Russell served as the primary product vendor for Halbert, but Hill says Halbert started moving away from that arrangement in the early 1990s because it wanted to have an open platform for trading and products. Today, Fidelity is Halbert’s primary custodian, while roughly 40% of Halbert’s assets reside with a Russell product or service. And, of course, Russell’s name is no longer on the doorplate.

Meanwhile, Halbert officially closed its broker-dealer on the final day of 2010. “We had only trail fees left, and we didn’t want the confusion of having the broker-dealer. The RIA never interacted with the broker-dealer.”

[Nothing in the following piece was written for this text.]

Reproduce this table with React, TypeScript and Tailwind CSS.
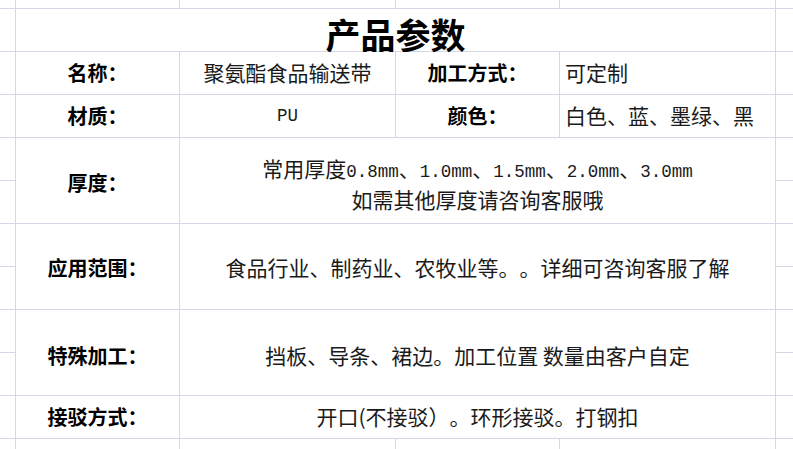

Hill says Halbert today is a pure fee business, with most of that coming from assets under management.

Opportunistic Hiring
Most advisory firms probably don’t hire the people who sell them Slim Jims at the local convenience store. Nor are they inclined to hire sharp cookies for a paper-shuffling job they’re clearly overqualified for (nor, for that matter, do sharp cookie-types typically want that kind of job). But two of Halbert’s next-gen directors came to the company in these unorthodox ways.

Cecilia Williams, 30, is the director of investment operations, the chief compliance officer and a relationship manager. Before joining Halbert, she worked the cash register at the ground-floor convenience store in Halbert’s Long Beach office building. A Halbert employee struck up a conversation with her, discovered she was six months away from getting a business degree from Cal State-Long Beach, and was so impressed by Williams that he insisted Abusaid meet with her.

“I wasn’t engaged with the idea,” Abusaid recalls, adding the only opening at the time was for a trader’s position. But he eventually relented to meeting Williams. “We interviewed her, and to date she was the best interview ever at the firm. And our interview process is brutal.”

Williams flourished as a trader, gradually assumed more responsibilities and now is a director.